Jeffery Beam’s obituary here:
http://www.ashevillepoetryreview.com/2010/issue-18/the-truffle-hound-of-american-poetry

 

References

[1] William Blissett, The Long Conversation: A Memoir of David Jones (Oxford: Oxford University Press, 1981), 123; see David Jones, In Parenthesis, (1937; London: Faber, 1963), 114.

[2] Jonathan Williams, Portrait Photographs (London: Coracle Press, 1979): the Hockney portrait is Plate 22.

[3] Taken from Lorine Niedecker, Collected Works, edited by Jenny Penberthy (Berkeley: University of California Press, 2002), 99.

[4] Letter of 3 February 1963, Jenny Penberthy, Niedecker and the Correspondence with Zukofsky, 1931-1970 (Cambridge: Cambridge University Press, 1993), 328.

[5] Guy Davenport, ‘Ralph Eugene Meatyard’, in The Geography of the Imagination (Boston: David R. Godine, 1997), 368; ‘Jonathan Williams’, first published as introduction to Williams’ An Ear in Bartram’s Tree, then as a pamphlet from Jim Lowell’s Asphodel Bookshop; reprinted in The Geography of the Imagination, 180-189.
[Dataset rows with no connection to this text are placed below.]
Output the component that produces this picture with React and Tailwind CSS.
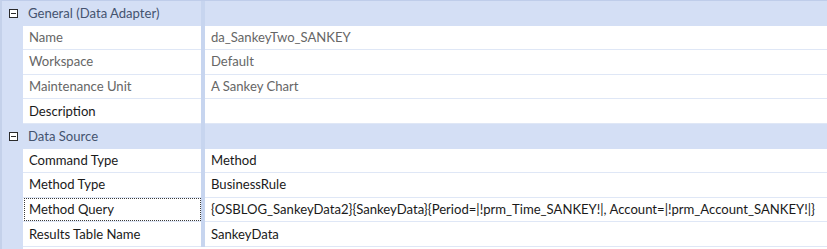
import React from 'react';

const sections = [
  {
    title: 'General (Data Adapter)',
    rows: [
      { label: 'Name', value: 'da_SankeyTwo_SANKEY', readOnly: true },
      { label: 'Workspace', value: 'Default', readOnly: true },
      { label: 'Maintenance Unit', value: 'A Sankey Chart', readOnly: true },
      { label: 'Description', value: '' },
    ],
  },
  {
    title: 'Data Source',
    rows: [
      { label: 'Command Type', value: 'Method' },
      { label: 'Method Type', value: 'BusinessRule' },
      {
        label: 'Method Query',
        value: '{OSBLOG_SankeyData2}{SankeyData}{Period=|!prm_Time_SANKEY!|, Account=|!prm_Account_SANKEY!|}',
        focused: true,
      },
      { label: 'Results Table Name', value: 'SankeyData' },
    ],
  },
];

const CollapseBox = () => (
  <span className="flex h-[9px] w-[9px] items-center justify-center border border-[#2b2b2b] bg-white">
    <span className="block h-[1px] w-[5px] bg-[#2b2b2b]" />
  </span>
);

const SectionHeader = ({ title }) => (
  <div className="flex h-[24.6px] bg-[#d4dff5]">
    <div className="flex w-[21px] shrink-0 items-center justify-center pl-[2px]">
      <CollapseBox />
    </div>
    <div className="flex w-[178px] shrink-0 items-center pl-[5px] text-[#44536f]">{title}</div>
    <div className="w-[4px] shrink-0 bg-[#c7d5ef]" />
    <div className="flex-1" />
  </div>
);

const PropertyRow = ({ label, value, readOnly, focused }) => {
  const textColor = readOnly ? 'text-[#666666]' : 'text-[#1a1a1a]';
  return (
    <div className="flex h-[24.6px] bg-[#d4dff5]">
      <div className="w-[21px] shrink-0" />
      <div className="flex w-[178px] shrink-0 bg-white border-b border-[#dfe7f6]">
        <div
          className={
            'flex flex-1 items-center ' +
            textColor +
            (focused ? ' border border-dotted border-[#3a3a3a] ml-[1px] pl-[4px]' : ' pl-[6px]')
          }
        >
          {label}
        </div>
      </div>
      <div className="w-[4px] shrink-0 bg-[#c7d5ef]" />
      <div className={'flex flex-1 items-center bg-white pl-[6px] border-b border-[#dfe7f6] whitespace-nowrap ' + textColor}>
        {value}
      </div>
    </div>
  );
};

export default function App() {
  return (
    <div
      className="h-[249px] w-[827px] overflow-hidden bg-white border-t border-[#bfcdea] border-l-2 border-l-[#c4d1ea] text-[13.1px] leading-none"
      style={{ fontFamily: '"Lato", "Liberation Sans", sans-serif' }}
    >
      {sections.map((s) => (
        <div key={s.title}>
          <SectionHeader title={s.title} />
          {s.rows.map((r) => (
            <PropertyRow key={r.label} {...r} />
          ))}
        </div>
      ))}
      <div className="flex h-[4px]">
        <div className="w-[21px] shrink-0 bg-[#d4dff5]" />
        <div className="flex-1 bg-white" />
      </div>
    </div>
  );
}
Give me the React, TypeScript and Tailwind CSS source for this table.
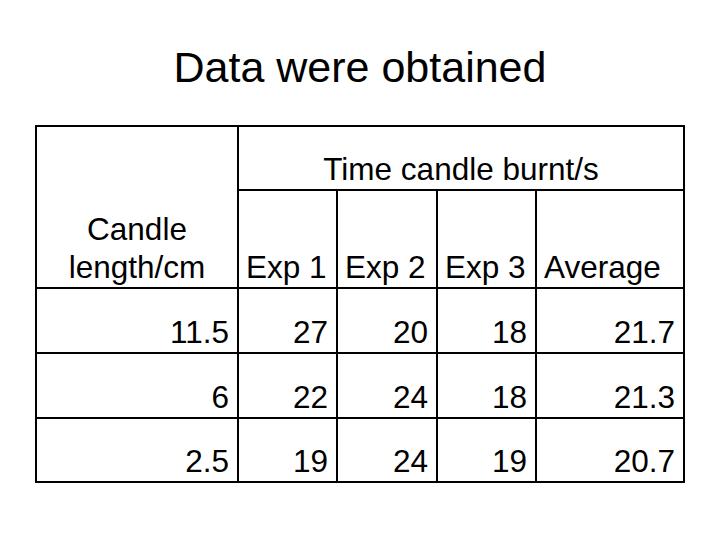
import React from "react";

const rows = [
  ["11.5", "27", "20", "18", "21.7"],
  ["6", "22", "24", "18", "21.3"],
  ["2.5", "19", "24", "19", "20.7"],
];

export default function App() {
  return (
    <div
      className="w-[720px] h-[540px] bg-white text-black overflow-hidden"
      style={{ fontFamily: '"Liberation Sans", Arial, sans-serif' }}
    >
      <h1 className="pt-[43px] text-center text-[43px] leading-[48px] font-normal">
        Data were obtained
      </h1>
      <table className="mt-[34px] ml-[35px] w-[650px] table-fixed border-collapse text-[31.5px] leading-[38px]">
        <colgroup>
          <col className="w-[202px]" />
          <col className="w-[99px]" />
          <col className="w-[100px]" />
          <col className="w-[99px]" />
          <col className="w-[148px]" />
        </colgroup>
        <tbody>
          <tr className="h-[64px]">
            <td
              rowSpan={2}
              className="border-2 border-black align-bottom text-center pb-[1px]"
            >
              Candle
              <br />
              length/cm
            </td>
            <td
              colSpan={4}
              className="border-2 border-black align-bottom text-center pb-[1px]"
            >
              Time candle burnt/s
            </td>
          </tr>
          <tr className="h-[98px]">
            {["Exp 1", "Exp 2", "Exp 3", "Average"].map((h) => (
              <td
                key={h}
                className="border-2 border-black align-bottom text-left pl-[7px] pb-[1px] whitespace-nowrap"
              >
                {h}
              </td>
            ))}
          </tr>
          {rows.map((r, i) => (
            <tr key={i} className={i === 2 ? "h-[64px]" : "h-[65px]"}>
              {r.map((v, j) => (
                <td
                  key={j}
                  className="border-2 border-black align-bottom text-right pr-[8px] pb-[1px]"
                >
                  {v}
                </td>
              ))}
            </tr>
          ))}
        </tbody>
      </table>
    </div>
  );
}
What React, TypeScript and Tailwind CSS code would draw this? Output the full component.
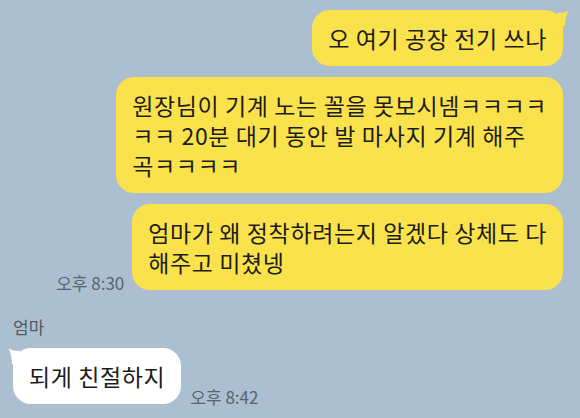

[6] Dust jacket blurb quoted by Willard Godwin, Hugh Kenner: A Bibliography (Albany, New York: Whitston, 2001), 402.

[7] Jonathan Williams, Jubilant Thicket: New & Selected Poems (Port Townsend, Washington: Copper Canyon Press, 2005), 136.

[8] Jonathan Williams, Jubilant Thicket, 101, 102, 108.

[9] Jonathan Williams, Jubilant Thicket, 114, ix.

[10] W. C. Bamberger, editor, Guy Davenport and James Laughlin: Selected Letters (New York: W. W. Norton & Co., 2007), 139n.

[11] Jonathan Williams, Jubilant Thicket, 273.